Goodness and Truth do not have an independent existence in Islam; they are entirely dependent on the Islamic creed.""Furthermore, according to Winston Churchill, the Muslim belief in predestination engenders a fearful, fatalistic apathy which paralyses the social development of those who follow it, for Allahs will is fixed in a one-size-fits-all pattern and is not unique to the individual believer.

The individual's relationship to Allah is bound completely by the believer's obedience to Islam.

Therefore, believers in Islam are actually barred from the greatest adventure known to man, that of finding God (goodness, truth and beauty) as an individual experiential reality.
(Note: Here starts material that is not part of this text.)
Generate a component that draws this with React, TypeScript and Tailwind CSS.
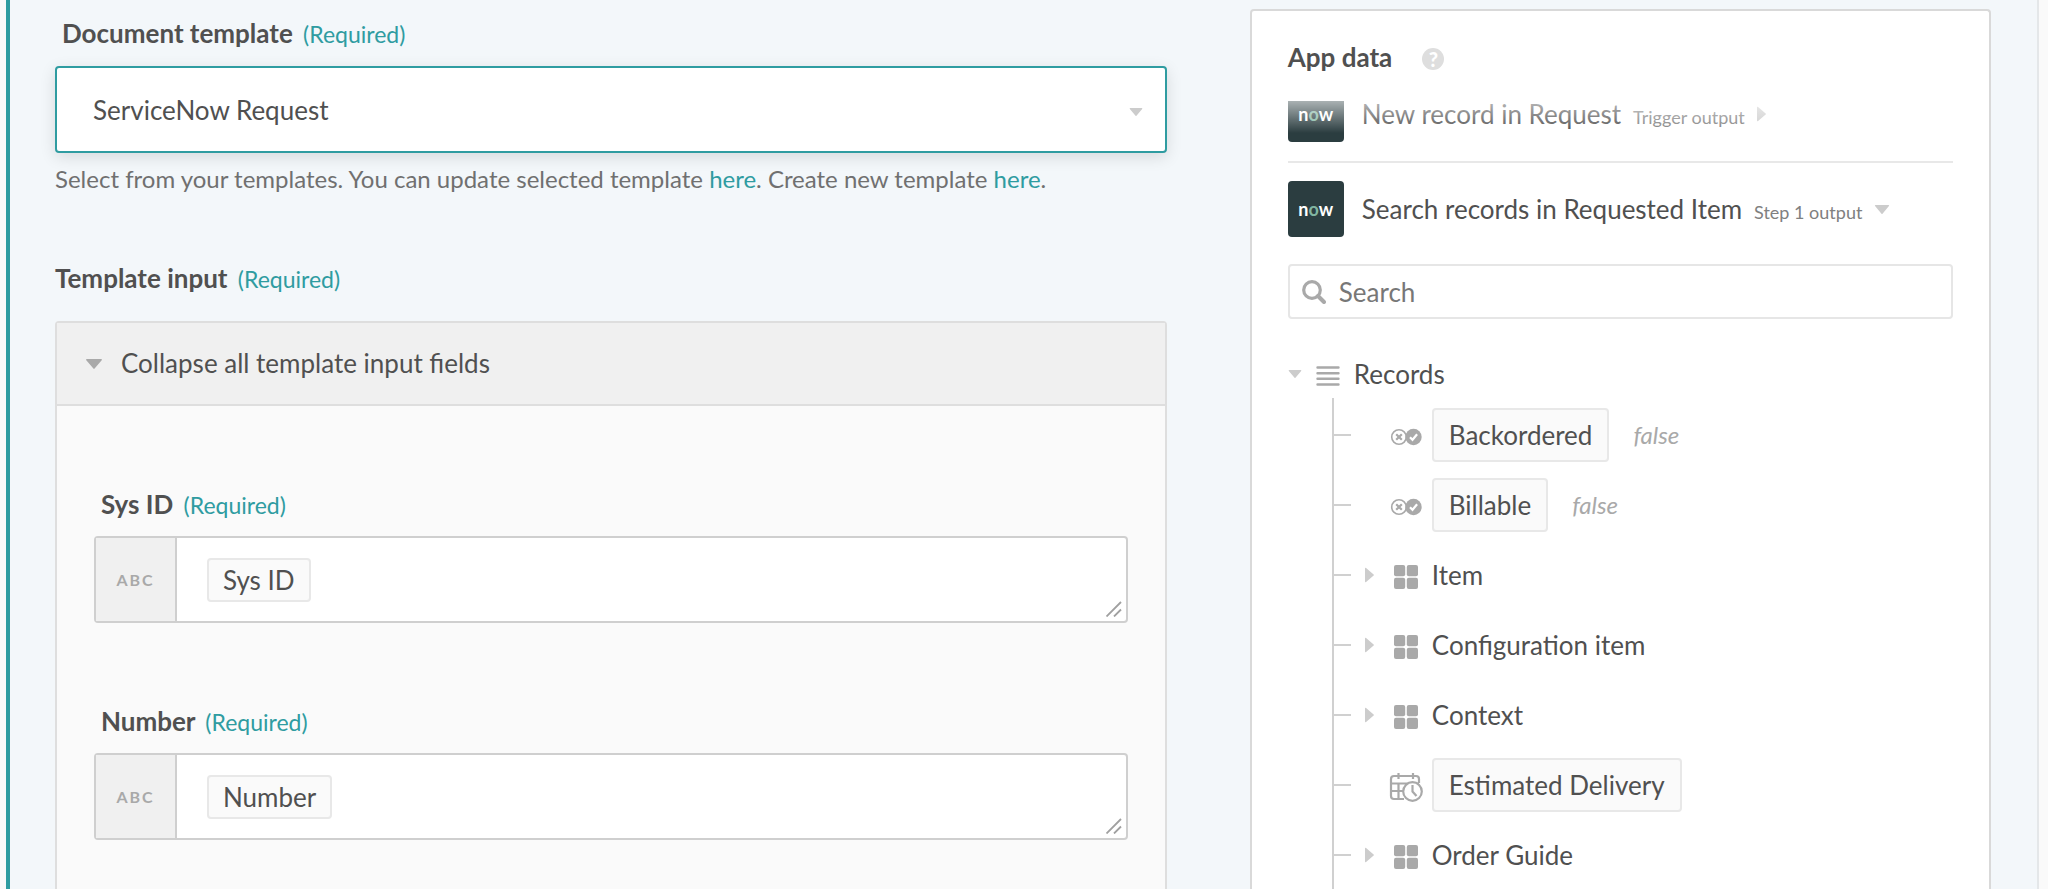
import { useState } from "react"

const FIELDS = [
  { id: "sys-id", label: "Sys ID", pill: "Sys ID" },
  { id: "number", label: "Number", pill: "Number" },
]

type Kind = "boolean" | "object" | "date"

interface RecordProps {
  name: string
  kind: Kind
  sample?: string
}

const RECORDS: RecordProps[] = [
  { name: "Backordered", kind: "boolean", sample: "false" },
  { name: "Billable", kind: "boolean", sample: "false" },
  { name: "Item", kind: "object" },
  { name: "Configuration item", kind: "object" },
  { name: "Context", kind: "object" },
  { name: "Estimated Delivery", kind: "date" },
  { name: "Order Guide", kind: "object" },
]

function CaretDown({ className }: { className: string }) {
  return (
    <svg viewBox="0 0 16 10" className={className} fill="currentColor" aria-hidden="true">
      <path d="M0.8 0h14.4c.7 0 1 .7.5 1.2L8.6 9.6a.8.8 0 0 1-1.2 0L.3 1.2C-.2.7.1 0 .8 0z" />
    </svg>
  )
}

function CaretRight({ className }: { className: string }) {
  return (
    <svg viewBox="0 0 10 16" className={className} fill="currentColor" aria-hidden="true">
      <path d="M0 .8v14.4c0 .7.7 1 1.2.5L9.6 8.6a.8.8 0 0 0 0-1.2L1.2.3C.7-.2 0 .1 0 .8z" />
    </svg>
  )
}

function BooleanIcon() {
  return (
    <svg viewBox="0 0 32 18" className="h-[18px] w-8" fill="none" aria-hidden="true">
      <circle cx="9" cy="9" r="7.3" stroke="#a9a9a9" strokeWidth="1.6" />
      <path d="M6.2 6.2l5.6 5.6M11.8 6.2l-5.6 5.6" stroke="#a9a9a9" strokeWidth="2.2" />
      <circle cx="23.5" cy="9" r="8.2" fill="#a9a9a9" />
      <path d="M20 9.3l2.5 2.5 4.6-5.5" stroke="#fff" strokeWidth="2.2" />
    </svg>
  )
}

function ObjectIcon() {
  return (
    <svg viewBox="0 0 24 24" className="size-6" fill="#a9a9a9" aria-hidden="true">
      <rect x="0" y="0" width="11.2" height="11.2" rx="2" />
      <rect x="12.8" y="0" width="11.2" height="11.2" rx="2" />
      <rect x="0" y="12.8" width="11.2" height="11.2" rx="2" />
      <rect x="12.8" y="12.8" width="11.2" height="11.2" rx="2" />
    </svg>
  )
}

function DateIcon() {
  return (
    <svg viewBox="0 0 34 30" className="h-[30px] w-[34px]" fill="none" stroke="#a9a9a9" strokeWidth="2.2" aria-hidden="true">
      <path d="M15 27H5a3 3 0 0 1-3-3V7a3 3 0 0 1 3-3h22a3 3 0 0 1 3 3v4M2 11.5h28M2 19h13M9.5 11.5V27M17 11.5v3M9.5 1v6M24 1v6" />
      <circle cx="23.5" cy="19.5" r="9.3" fill="#fff" />
      <path d="M23.5 13v6.5l4 4.5" />
    </svg>
  )
}

function NowLogo() {
  return (
    <span className="flex size-14 shrink-0 items-center justify-center rounded bg-[#2b3d40] text-lg leading-none font-bold text-white">
      n<span className="text-[#81b5a1]">o</span>w
    </span>
  )
}

function Required() {
  return <span className="ml-1 text-[23px] leading-none font-normal text-[#2f9ca1]">(Required)</span>
}

function Field({ id, label, pill }: { id: string, label: string, pill: string }) {
  return (
    <div className="mb-[82px]">
      <label htmlFor={id} className="mb-4 block pl-[7px] leading-8 font-bold">
        {label} <Required />
      </label>

      <div className="relative flex h-[87px] rounded border-2 border-[#cfcfcf] bg-white">
        <span className="flex w-[81px] items-center justify-center border-r-2 border-[#cfcfcf] bg-[#f0f0f0] text-base font-bold tracking-[2px] text-[#a9a9a9]">
          ABC
        </span>
        <div className="flex flex-1 items-center pl-[30px]">
          <span className="rounded border-2 border-[#e8e8e8] bg-[#fafafa] px-[14px] py-1 leading-8">
            {pill}
          </span>
          <textarea id={id} className="h-full flex-1 resize-none bg-transparent p-5 outline-none" />
        </div>
        <svg viewBox="0 0 16 16" className="absolute right-1 bottom-1 size-4" stroke="#a0a0a0" strokeWidth="1.8" aria-hidden="true">
          <path d="M.5 15.5L15 1M8 15.5L15 8.5" />
        </svg>
      </div>
    </div>
  )
}

function RecordRow({ name, kind, sample }: RecordProps) {
  return (
    <li className="flex h-[70px] items-center">
      <span className="h-[2px] w-[17px] bg-[#d0d0d0]" />

      <span className="flex w-[37px] justify-center text-[#cccccc]">
        {kind === "object" && <CaretRight className="h-4 w-[9px]" />}
      </span>

      <span className="mt-1 mr-2 flex w-9 justify-center">
        {kind === "boolean" && <BooleanIcon />}
        {kind === "object" && <ObjectIcon />}
        {kind === "date" && <DateIcon />}
      </span>

      {kind === "object" ? (
        <button className="leading-9">{name}</button>
      ) : (
        <button className="rounded border-2 border-[#e8e8e8] bg-[#fafafa] px-[15px] py-2 leading-[34px]">
          {name}
        </button>
      )}

      {sample && <span className="ml-6 text-2xl text-[#a9a9a9] italic">{sample}</span>}
    </li>
  )
}

export default function App() {
  const [open, setOpen] = useState(true)
  const [query, setQuery] = useState("")

  return (
    <div className="h-screen overflow-hidden bg-[#fafafa] pr-[9px] pl-[6px] font-[Lato,sans-serif] text-[26px] text-[#505050]">
      <div className="grid h-full grid-cols-[3fr_2fr] gap-[83px] border-r-2 border-l-4 border-r-[#e4e7e9] border-l-[#2f9ca1] bg-[#f3f7fa] pr-[46px] pl-[45px]">

        <main className="min-w-0 pt-[17px]">
          <label htmlFor="template" className="mb-[17px] block pl-[7px] leading-8 font-bold">
            Document template <Required />
          </label>

          <div className="relative">
            <select
              id="template"
              className="block h-[87px] w-full appearance-none rounded border-2 border-[#2f9ca1] bg-white px-9 pt-[2px] shadow-[0_4px_16px_rgba(0,0,0,0.12)] outline-none"
            >
              <option>ServiceNow Request</option>
            </select>
            <CaretDown className="pointer-events-none absolute top-[42px] right-6 h-2 w-[14px] text-[#cccccc]" />
          </div>

          <p className="mt-[10px] mb-[67px] text-2xl leading-8 text-[#707070]">
            Select from your templates. You can update selected template{" "}
            <a href="#update" className="text-[#2f9ca1]">here</a>. Create new template{" "}
            <a href="#create" className="text-[#2f9ca1]">here</a>.
          </p>

          <h2 className="mb-[27px] leading-8 font-bold">
            Template input <Required />
          </h2>

          <section className="rounded border-2 border-[#dedede] bg-[#fafafa]">
            <button
              className="flex h-[83px] w-full items-center gap-[18px] border-b-2 border-[#dedede] bg-[#f0f0f0] pl-7"
              onClick={() => setOpen(!open)}
            >
              <CaretDown className="h-[10px] w-[18px] text-[#a9a9a9]" />
              Collapse all template input fields
            </button>

            {open && (
              <div className="px-[37px] pt-[82px]">
                {FIELDS.map((field) => <Field key={field.id} {...field} />)}
              </div>
            )}
          </section>
        </main>

        <aside className="mt-[9px] min-w-0 rounded-t border-2 border-b-0 border-[#d9d9d9] bg-white px-9 pt-[27px]">
          <h2 className="flex items-center gap-[30px] leading-[38px] font-bold">
            App data
            <span className="mt-1 flex size-[22px] items-center justify-center rounded-full bg-[#dedede] text-xl leading-none font-black text-white">?</span>
          </h2>

          {/* scrolled list, fades out under the heading */}
          <div className="relative mt-[25px] flex h-[62px] items-start border-b-2 border-[#e8e8e8]">
            <div className="flex h-[41px] items-end overflow-hidden">
              <NowLogo />
            </div>
            <button className="ml-[18px] flex items-baseline leading-none">
              New record in Request
              <span className="ml-3 text-lg leading-none text-[#808080]">Trigger output</span>
            </button>
            <CaretRight className="mt-[5px] ml-3 h-4 w-[9px] text-[#cccccc]" />
            <div className="pointer-events-none absolute inset-x-0 top-0 h-8 bg-linear-to-b from-white/60 to-white/0" />
          </div>

          <div className="mt-[18px] flex items-center">
            <NowLogo />
            <button className="ml-[18px] flex items-baseline leading-none">
              Search records in Requested Item
              <span className="ml-3 text-lg leading-none text-[#808080]">Step 1 output</span>
            </button>
            <CaretDown className="ml-3 h-[9px] w-4 text-[#cccccc]" />
          </div>

          <label className="mt-[27px] flex h-[55px] items-center rounded border-2 border-[#e6e6e6] pl-3">
            <svg viewBox="0 0 24 24" className="size-6" fill="none" stroke="#a9a9a9" aria-hidden="true">
              <circle cx="10" cy="10" r="8.3" strokeWidth="3.2" />
              <path d="M16 16l6 6" strokeWidth="4" strokeLinecap="round" />
            </svg>
            <input
              type="text"
              placeholder="Search"
              aria-label="Search"
              className="min-w-0 flex-1 pt-[2px] pl-[13px] outline-none placeholder:text-[#777777]"
              value={query}
              onChange={(e) => setQuery(e.target.value)}
            />
          </label>

          <button className="mt-[37px] flex items-center leading-9">
            <CaretDown className="h-[8px] w-[14px] text-[#cccccc]" />
            <svg viewBox="0 0 24 20" className="mx-[14px] mt-1 h-5 w-6" stroke="#a9a9a9" strokeWidth="2.4" strokeLinecap="round" aria-hidden="true">
              <path d="M1.5 1.5h21M1.5 7.2h21M1.5 12.8h21M1.5 18.5h21" />
            </svg>
            Records
          </button>

          <ul className="mt-[6px] ml-11 border-l-2 border-[#d0d0d0] pt-[2px]">
            {RECORDS.filter((r) => r.name.toLowerCase().includes(query.toLowerCase())).map((record) => (
              <RecordRow key={record.name} {...record} />
            ))}
          </ul>
        </aside>
      </div>
    </div>
  )
}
This is so because Allah's will is so transcendent as to be incomprehensible. Thus the testing of the believer is reduced to a test of conformity to the creed rather than a testing of the ability to discover what is right and true uniquely for himself.

This is equivalent to Allah is Dead.

The most heinous acts, collective and individual, can be rationalized as Allah's will and this of course is a prescription for social chaos."

...

"Indeed, if morality is not conceived and actuated as being an individual matter, must it not at some point become coercive and cruel? And what could be conceived of as more cruel than the removal of an individual's God-given freedom? Under Islam, the removal of that freedom is so complete as to deny it exists at all."

"The unspoken assertion here is that the divine will can be known, that good and evil can be distinguished by reason, and that God can be approached through the mind by our decisions first to know good and to then be good.

In Islam, on the contrary, the bridge to God through the reasoning mind is cut. Allah demands unquestioning obedience and total sacrifice, including the sacrifice of the ability to know good from evil as an individual, private matter, for the will of Allah is not a personal experience.

The Islamic system has totally usurped the place of the living God for the believer: worship and obedience are one."

"And reason cannot compromise with unreason without destroying the basis for its existence. By the same token, unreason cannot become reasonable without destroying itself as well. There is simply no way the hoped-for reform of Islam by way of reason would not end in Islam's ultimate destruction, but this is not an outcome to be feared. It should be welcomed"


Read the whole thing.

I don't know that I agree with that last paragraph. It seems clear to me, but then I do not know Hebrew, that the Bible calls for the stoning of apostates, adulterers, and homosexuals (and yet, Christians and Jews have moved past that barbaristic idea).

There are three basic things I object to in Islam:

1) the death sentence for apostates, adulterers, and homosexuals,

2) the subjugation of women (women are worth half that of men, they must wear the burqa, or the hijab,

and

3) the waging of violent Jihad against Infidels and Jews.

If Muslims could find their way past these ideas, then I would have no problem with Islam.

Problem is, I agree with Rebecca Bynum that this will require the intervention of human will and intelligence.

The reality is, there is a mechanism within Islam for such human will and intelligence to intervene. It is called itJihad. This is a process of reasoning through the Koran, and understanding how it applies in the individual, and daily cirumstances with which we are faced.

This is very similar to the Talmudic process, which I believe, cleansed Judaism of its earlier barbarism.

Believe it or not, those words were just written by a person who is actually a believer in, not only, God, but in the Bible as the Word of God.

Here's how I think of it:

When God speaks Truth to mankind, He must necessarily speak in Words which mankind can understand. God may want mankind to come to a new understanding, but that will not happen without human decision (will).

When humans come to a realization, it is a matter of their will. They make a decision to follow a new course of thought or action.

When human beings make a decision to follow a new course of thought or action, they have created a paradigm shift, which ripples out across the waters of the world.

In other words, new ideas, quite literally, change the world.

When the world is changed, then God can speak to the world in a new way, in a new language, in a new paradigm.

And then, mankind must go through the process, all over again, of coming to assimilate and understand the new paradigm to which God is leading us.

But, it must be by our will, not His; because He has granted us Free Will.

There you go, my friends. Those are the thoughts of Pastorius the Profound.